My attempt to improve upon the PLUTO design for the cottage room application led in 2014 to the LXmini. I surprised myself a bit as to how effectively this speaker can set up a large and transparent sound stage and deliver a dynamic rendering. Using DSP technology and sounding similar to the LX521, the LXmini raises the bar for sound quality from any 2-way speaker.

Madisound.com offers kits of wooden parts and drivers for DIY assembly and completion of LX521 and LXmini speakers. Frank Brenner of LINKWITZ.store can even provide these speakers in nearly finished assembly, in selections of beautiful wood and with a DSP and power amplifier module. 

So here we are in November of 2014, after about 50 years of a hobby, and a passion for natural sound and music in a domestic setting.

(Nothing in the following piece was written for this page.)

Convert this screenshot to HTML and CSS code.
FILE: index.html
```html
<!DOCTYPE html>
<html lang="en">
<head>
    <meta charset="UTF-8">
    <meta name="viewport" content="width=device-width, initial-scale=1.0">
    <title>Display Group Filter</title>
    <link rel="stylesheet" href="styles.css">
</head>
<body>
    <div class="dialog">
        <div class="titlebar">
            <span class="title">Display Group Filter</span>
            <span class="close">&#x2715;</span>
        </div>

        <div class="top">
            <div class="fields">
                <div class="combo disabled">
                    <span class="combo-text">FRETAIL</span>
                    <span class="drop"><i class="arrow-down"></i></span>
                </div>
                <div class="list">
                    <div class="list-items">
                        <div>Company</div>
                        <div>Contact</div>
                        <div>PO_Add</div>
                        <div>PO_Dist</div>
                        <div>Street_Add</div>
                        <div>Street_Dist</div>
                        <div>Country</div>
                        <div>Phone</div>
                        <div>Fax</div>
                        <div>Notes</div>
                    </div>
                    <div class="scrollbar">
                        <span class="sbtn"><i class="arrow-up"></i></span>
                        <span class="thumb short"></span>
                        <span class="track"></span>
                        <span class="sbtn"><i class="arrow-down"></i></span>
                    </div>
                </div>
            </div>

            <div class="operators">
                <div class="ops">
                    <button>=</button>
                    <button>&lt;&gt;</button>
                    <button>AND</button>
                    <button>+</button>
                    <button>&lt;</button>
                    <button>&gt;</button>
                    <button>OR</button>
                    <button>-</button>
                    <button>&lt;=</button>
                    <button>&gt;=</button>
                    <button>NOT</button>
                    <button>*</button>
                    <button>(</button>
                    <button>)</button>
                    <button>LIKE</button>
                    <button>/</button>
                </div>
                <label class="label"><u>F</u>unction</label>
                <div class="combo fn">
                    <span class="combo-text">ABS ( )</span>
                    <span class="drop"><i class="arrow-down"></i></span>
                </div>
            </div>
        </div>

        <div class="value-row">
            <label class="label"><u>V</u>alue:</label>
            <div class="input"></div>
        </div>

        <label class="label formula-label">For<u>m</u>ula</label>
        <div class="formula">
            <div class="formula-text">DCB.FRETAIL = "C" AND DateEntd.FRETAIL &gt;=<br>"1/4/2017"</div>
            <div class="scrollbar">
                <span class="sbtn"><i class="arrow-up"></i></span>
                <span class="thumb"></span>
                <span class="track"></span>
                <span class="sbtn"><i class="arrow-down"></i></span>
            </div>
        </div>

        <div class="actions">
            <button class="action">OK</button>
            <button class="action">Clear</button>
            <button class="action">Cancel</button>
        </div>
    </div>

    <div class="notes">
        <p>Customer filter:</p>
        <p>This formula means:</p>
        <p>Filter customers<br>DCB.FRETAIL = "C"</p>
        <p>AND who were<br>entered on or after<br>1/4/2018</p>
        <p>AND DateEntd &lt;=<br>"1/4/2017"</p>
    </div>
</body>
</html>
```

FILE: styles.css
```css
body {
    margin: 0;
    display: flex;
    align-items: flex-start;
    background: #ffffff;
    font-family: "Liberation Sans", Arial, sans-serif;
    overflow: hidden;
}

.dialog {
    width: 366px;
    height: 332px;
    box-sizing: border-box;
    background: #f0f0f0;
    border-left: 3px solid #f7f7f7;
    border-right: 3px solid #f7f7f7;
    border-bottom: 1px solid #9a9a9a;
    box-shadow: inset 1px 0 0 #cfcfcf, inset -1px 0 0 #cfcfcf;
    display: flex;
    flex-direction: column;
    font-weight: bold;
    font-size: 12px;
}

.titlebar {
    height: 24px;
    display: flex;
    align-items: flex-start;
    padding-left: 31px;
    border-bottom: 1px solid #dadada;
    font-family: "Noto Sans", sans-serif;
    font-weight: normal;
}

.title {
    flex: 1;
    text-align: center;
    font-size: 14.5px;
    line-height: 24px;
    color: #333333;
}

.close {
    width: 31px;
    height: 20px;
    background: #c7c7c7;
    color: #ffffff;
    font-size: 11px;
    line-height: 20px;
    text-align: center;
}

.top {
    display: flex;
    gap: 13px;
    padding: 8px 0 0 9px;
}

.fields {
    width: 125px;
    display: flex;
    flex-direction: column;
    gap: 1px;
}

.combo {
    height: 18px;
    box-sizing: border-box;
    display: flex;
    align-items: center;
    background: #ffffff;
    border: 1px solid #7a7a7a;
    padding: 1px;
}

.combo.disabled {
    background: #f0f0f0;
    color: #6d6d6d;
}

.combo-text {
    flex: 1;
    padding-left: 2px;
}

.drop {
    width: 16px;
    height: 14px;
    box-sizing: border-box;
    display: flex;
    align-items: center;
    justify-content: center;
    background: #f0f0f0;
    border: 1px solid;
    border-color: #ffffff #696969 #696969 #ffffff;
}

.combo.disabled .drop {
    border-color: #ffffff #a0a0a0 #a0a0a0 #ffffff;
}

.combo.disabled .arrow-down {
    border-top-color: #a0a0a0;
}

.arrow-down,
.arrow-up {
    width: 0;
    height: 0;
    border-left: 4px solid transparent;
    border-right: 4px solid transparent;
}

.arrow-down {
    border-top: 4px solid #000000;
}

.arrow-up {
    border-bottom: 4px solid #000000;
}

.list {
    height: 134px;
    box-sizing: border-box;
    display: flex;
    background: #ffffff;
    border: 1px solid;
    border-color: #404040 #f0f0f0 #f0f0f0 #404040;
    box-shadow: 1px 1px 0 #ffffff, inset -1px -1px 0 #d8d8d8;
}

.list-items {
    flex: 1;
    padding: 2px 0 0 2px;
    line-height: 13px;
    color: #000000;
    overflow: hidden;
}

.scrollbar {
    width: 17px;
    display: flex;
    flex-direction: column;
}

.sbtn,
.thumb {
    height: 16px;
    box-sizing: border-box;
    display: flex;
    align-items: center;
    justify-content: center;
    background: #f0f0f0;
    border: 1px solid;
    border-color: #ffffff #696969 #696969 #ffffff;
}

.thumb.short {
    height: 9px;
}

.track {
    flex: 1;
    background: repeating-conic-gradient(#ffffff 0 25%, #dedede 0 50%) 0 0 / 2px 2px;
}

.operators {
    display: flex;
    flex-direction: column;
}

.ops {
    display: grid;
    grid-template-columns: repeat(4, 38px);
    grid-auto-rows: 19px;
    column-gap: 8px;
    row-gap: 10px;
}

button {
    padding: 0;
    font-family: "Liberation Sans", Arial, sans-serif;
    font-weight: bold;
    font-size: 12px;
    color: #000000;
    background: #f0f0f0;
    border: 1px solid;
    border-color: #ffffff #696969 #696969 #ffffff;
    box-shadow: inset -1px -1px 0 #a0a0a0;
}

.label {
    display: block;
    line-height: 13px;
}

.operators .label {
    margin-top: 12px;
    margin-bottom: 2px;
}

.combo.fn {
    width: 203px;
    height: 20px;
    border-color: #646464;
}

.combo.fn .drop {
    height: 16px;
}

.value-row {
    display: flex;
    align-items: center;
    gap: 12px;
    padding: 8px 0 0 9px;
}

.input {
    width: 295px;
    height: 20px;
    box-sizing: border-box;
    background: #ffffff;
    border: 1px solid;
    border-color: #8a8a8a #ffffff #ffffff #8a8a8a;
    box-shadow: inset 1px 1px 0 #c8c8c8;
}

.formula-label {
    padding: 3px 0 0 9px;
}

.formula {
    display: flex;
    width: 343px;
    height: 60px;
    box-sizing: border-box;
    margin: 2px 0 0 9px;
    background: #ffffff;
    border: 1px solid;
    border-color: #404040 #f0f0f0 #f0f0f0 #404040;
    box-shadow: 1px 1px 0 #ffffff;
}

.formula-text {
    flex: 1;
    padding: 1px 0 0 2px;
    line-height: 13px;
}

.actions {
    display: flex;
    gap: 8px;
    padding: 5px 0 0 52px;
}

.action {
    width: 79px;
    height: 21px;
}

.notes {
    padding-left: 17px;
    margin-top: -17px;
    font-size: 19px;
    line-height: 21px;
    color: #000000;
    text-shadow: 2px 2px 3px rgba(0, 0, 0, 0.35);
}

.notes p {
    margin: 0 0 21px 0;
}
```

Often times I can now thoroughly enjoy what I hear in my living room, and even if the recording/mixing engineer could have done better, because the musicians and the music come through. 

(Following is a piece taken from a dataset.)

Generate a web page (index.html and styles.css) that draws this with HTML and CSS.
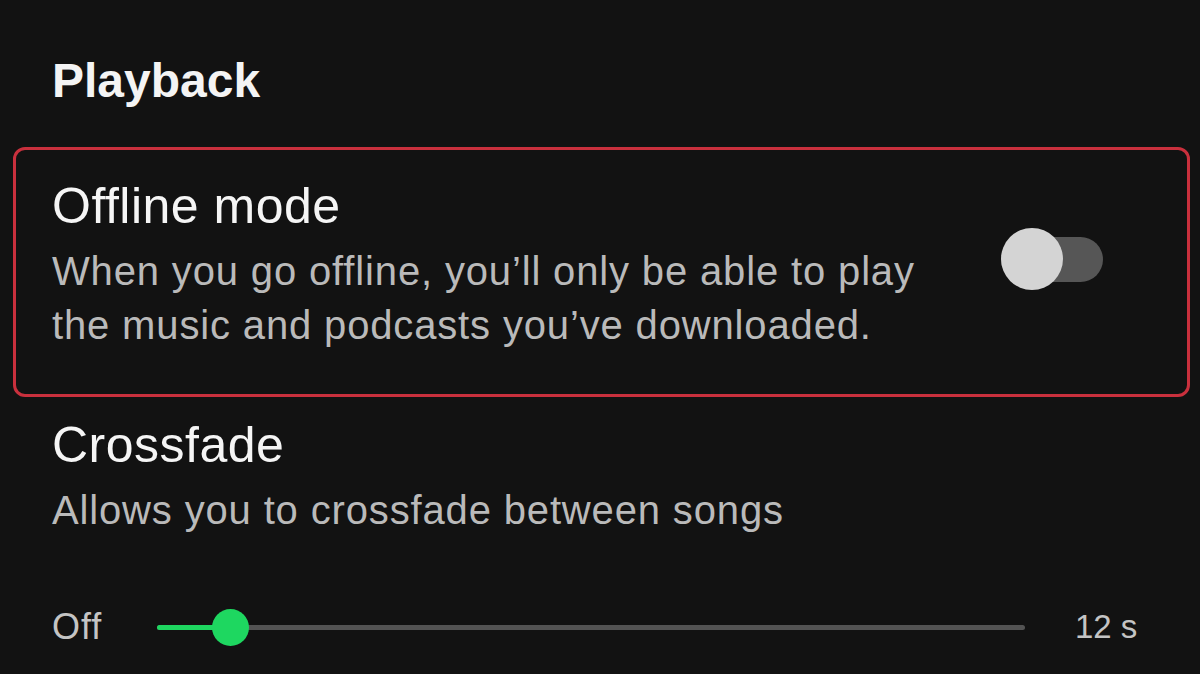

It has been a satisfying journey, the more so because I have heard about many of you PHOENIX, THOR, ORION, PLUTO, PLUTO+, LX521 or LXmini builders, by following the discussions on the OPLUG. I give Mike a big THANK YOU for starting the forum soon after my website was launched and to Davey, mac, BrianL, popeye, wizardofoz and the many others, who have given of their time and expertise, which has kept my email inbox under control and provided support where I could not have done it.

Some of you have followed my writings since the 1976 'Active crossover networks for non-coincident drivers' paper in the JAES or my 1978 Wireless World articles about 'Loudspeaker System Design'. Some, many?, have built more than one of my designs. I read of your dedication and learning from the construction, and how you felt rewarded by its outcome in looks and sound. It gives me joy that I could add to the joy in your life.

Let's continue to have fun,

Siegfried Linkwitz

 

 

 

What you hear is not the air pressure variation in itself 
but what has drawn your attention
in the streams of superimposed air pressure variations 
at your eardrums

An acoustic event has dimensions of Time, Tone, Loudness and Space
Have they been recorded and rendered sensibly?